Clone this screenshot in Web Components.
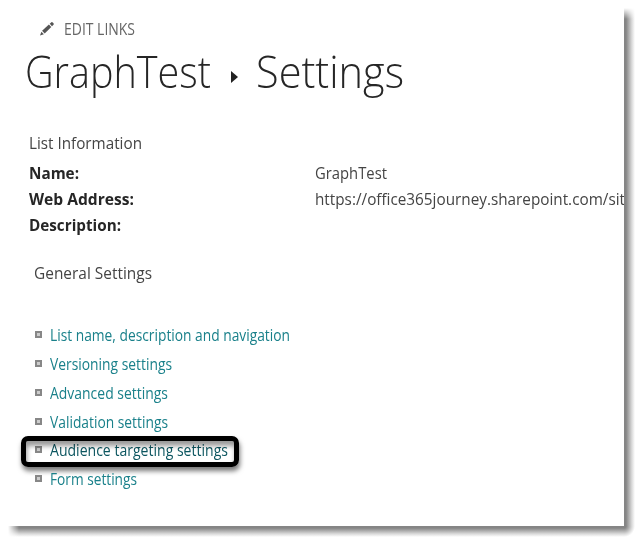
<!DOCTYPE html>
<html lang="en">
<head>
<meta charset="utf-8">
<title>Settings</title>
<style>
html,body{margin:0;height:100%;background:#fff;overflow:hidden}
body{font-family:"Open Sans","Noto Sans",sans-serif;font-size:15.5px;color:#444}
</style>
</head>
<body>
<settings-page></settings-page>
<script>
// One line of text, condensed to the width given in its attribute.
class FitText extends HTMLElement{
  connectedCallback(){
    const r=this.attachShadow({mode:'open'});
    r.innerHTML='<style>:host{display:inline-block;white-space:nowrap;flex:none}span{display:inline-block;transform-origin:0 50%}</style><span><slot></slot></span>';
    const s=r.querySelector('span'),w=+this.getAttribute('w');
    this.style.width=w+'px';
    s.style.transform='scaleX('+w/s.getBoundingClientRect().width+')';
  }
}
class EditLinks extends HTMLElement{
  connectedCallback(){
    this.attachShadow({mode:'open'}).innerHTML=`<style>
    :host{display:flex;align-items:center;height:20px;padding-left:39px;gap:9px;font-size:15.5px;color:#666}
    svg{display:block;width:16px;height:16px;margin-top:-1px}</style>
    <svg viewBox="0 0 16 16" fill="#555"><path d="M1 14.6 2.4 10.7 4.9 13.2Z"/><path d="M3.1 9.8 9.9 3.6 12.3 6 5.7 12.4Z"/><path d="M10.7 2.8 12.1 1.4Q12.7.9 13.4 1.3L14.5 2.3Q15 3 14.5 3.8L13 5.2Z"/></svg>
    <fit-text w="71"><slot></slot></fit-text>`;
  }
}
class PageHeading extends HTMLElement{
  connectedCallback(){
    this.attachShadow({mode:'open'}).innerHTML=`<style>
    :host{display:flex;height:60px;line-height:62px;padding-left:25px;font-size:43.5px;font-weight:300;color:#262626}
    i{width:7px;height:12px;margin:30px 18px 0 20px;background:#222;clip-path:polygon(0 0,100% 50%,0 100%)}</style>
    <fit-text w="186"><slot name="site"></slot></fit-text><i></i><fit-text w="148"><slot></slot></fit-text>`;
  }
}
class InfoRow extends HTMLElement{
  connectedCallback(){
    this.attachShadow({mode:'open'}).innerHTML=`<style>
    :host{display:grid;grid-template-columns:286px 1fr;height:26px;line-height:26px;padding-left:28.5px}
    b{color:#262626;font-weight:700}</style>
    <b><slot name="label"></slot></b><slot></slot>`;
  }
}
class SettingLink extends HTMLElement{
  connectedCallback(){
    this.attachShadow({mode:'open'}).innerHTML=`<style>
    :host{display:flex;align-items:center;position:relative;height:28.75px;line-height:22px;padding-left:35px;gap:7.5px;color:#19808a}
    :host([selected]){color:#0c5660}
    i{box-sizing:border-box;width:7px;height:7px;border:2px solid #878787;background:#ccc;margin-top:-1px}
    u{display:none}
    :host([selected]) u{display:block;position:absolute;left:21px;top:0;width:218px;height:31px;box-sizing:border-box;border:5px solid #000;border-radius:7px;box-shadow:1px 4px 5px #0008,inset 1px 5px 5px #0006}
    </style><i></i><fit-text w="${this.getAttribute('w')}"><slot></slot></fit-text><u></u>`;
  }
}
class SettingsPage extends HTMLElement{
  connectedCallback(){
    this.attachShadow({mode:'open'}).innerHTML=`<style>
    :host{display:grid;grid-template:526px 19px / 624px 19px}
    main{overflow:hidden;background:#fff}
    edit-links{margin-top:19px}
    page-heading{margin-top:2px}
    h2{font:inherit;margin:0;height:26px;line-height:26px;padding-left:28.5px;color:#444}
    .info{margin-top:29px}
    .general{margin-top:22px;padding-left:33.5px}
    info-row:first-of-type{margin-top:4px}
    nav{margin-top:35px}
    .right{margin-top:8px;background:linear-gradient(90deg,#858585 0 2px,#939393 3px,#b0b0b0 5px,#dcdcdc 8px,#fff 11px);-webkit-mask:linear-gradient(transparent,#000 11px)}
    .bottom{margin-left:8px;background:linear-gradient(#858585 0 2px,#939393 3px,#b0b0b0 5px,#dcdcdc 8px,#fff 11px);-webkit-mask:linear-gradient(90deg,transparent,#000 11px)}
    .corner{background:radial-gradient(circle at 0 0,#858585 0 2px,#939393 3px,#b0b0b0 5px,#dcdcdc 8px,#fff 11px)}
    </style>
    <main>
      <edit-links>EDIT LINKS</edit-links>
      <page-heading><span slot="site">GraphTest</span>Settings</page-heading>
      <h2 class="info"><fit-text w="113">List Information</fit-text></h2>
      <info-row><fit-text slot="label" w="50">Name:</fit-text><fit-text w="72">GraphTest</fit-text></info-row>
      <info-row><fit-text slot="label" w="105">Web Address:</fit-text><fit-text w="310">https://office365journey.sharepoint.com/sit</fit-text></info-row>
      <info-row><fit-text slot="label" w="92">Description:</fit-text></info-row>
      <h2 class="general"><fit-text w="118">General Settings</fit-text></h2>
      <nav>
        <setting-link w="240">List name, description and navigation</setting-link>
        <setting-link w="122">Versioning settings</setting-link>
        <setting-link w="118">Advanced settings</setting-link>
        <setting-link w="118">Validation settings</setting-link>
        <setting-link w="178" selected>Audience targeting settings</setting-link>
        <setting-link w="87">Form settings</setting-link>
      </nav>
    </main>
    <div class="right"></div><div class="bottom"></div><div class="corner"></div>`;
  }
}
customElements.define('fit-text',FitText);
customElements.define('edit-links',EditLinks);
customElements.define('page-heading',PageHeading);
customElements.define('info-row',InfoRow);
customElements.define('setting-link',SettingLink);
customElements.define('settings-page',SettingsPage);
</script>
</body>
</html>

---

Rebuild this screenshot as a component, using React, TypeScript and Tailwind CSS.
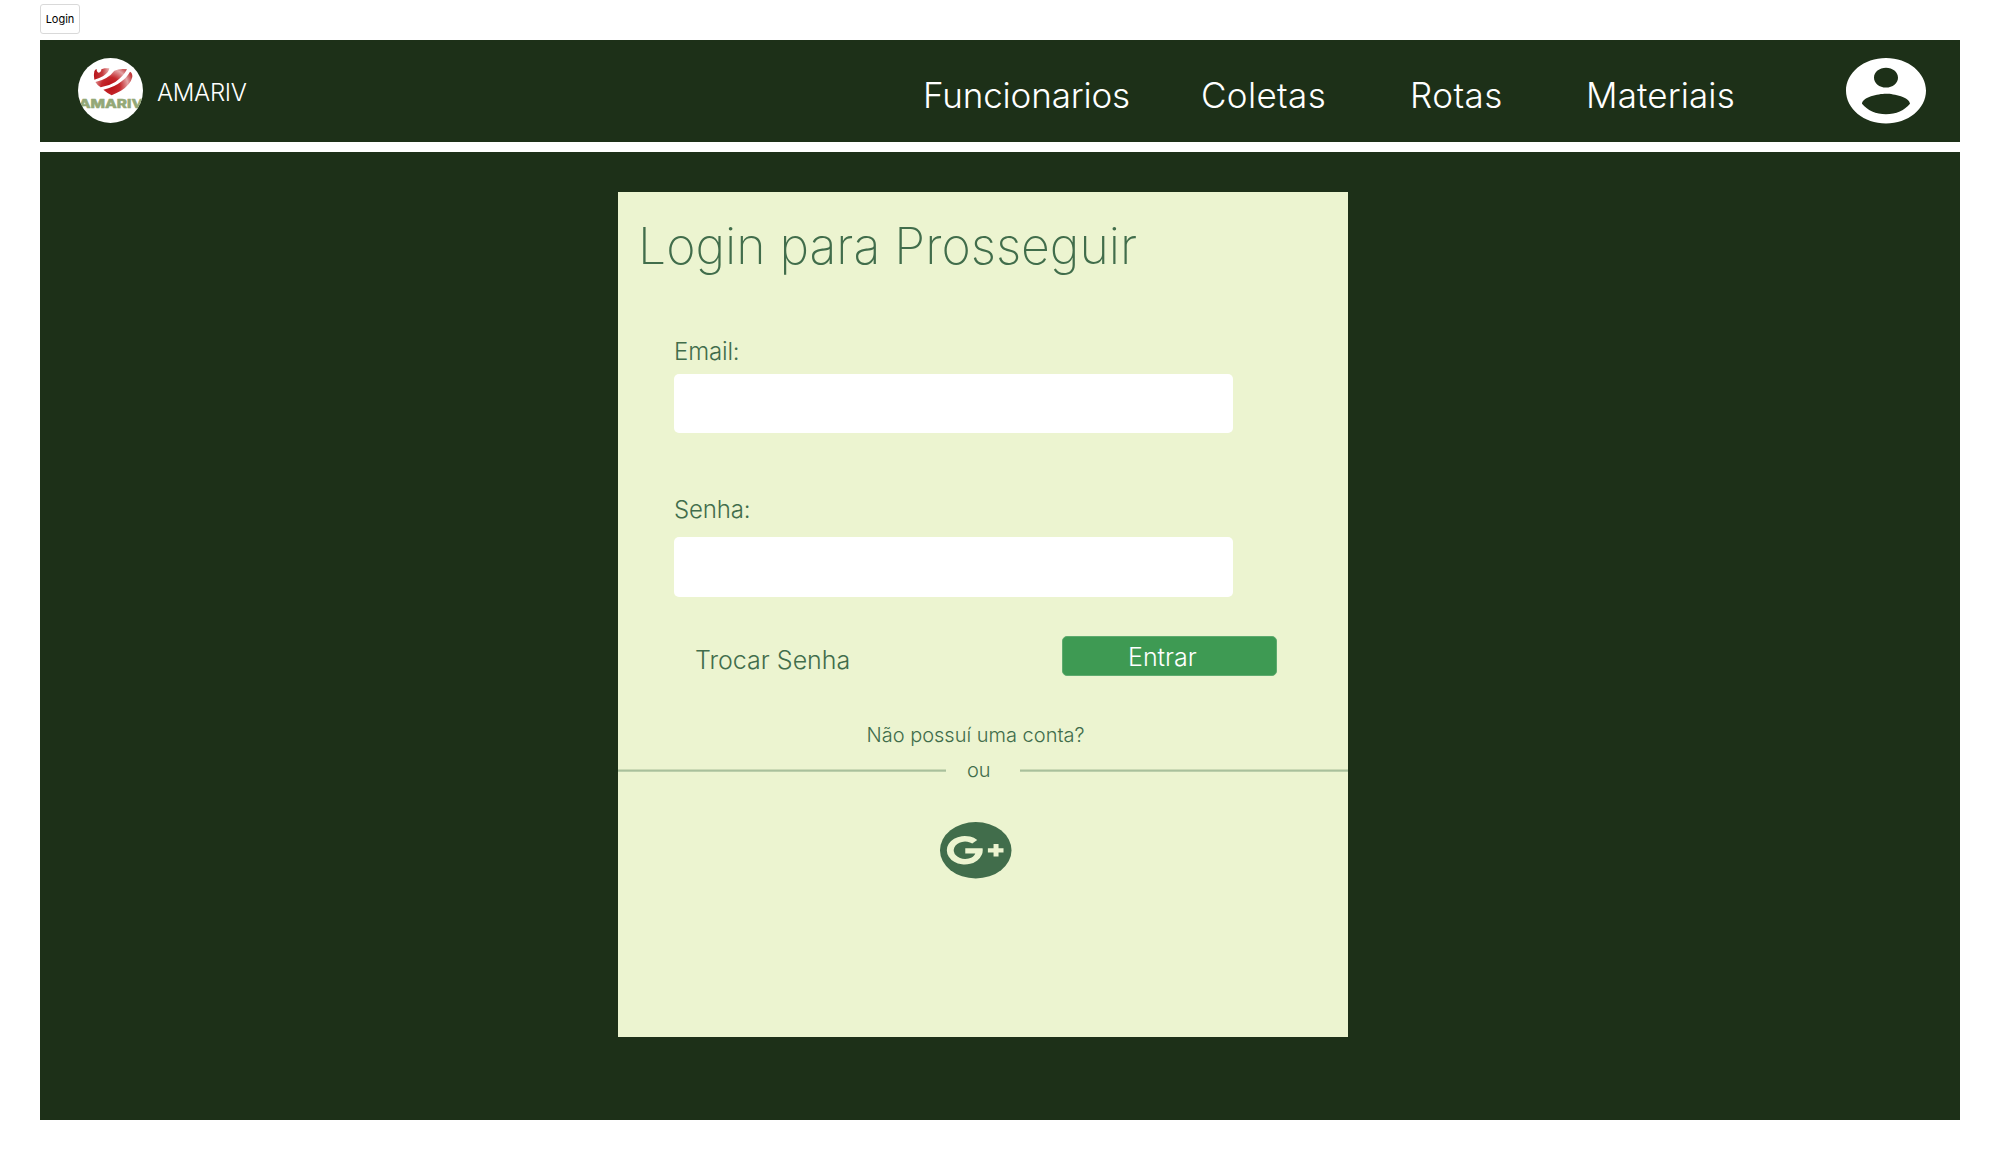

● Task description
Look through the listing above. Pick out each line with "screenshot" and copy it.

● The completed task
Clone this screenshot in Web Components.
Rebuild this screenshot as a component, using React, TypeScript and Tailwind CSS.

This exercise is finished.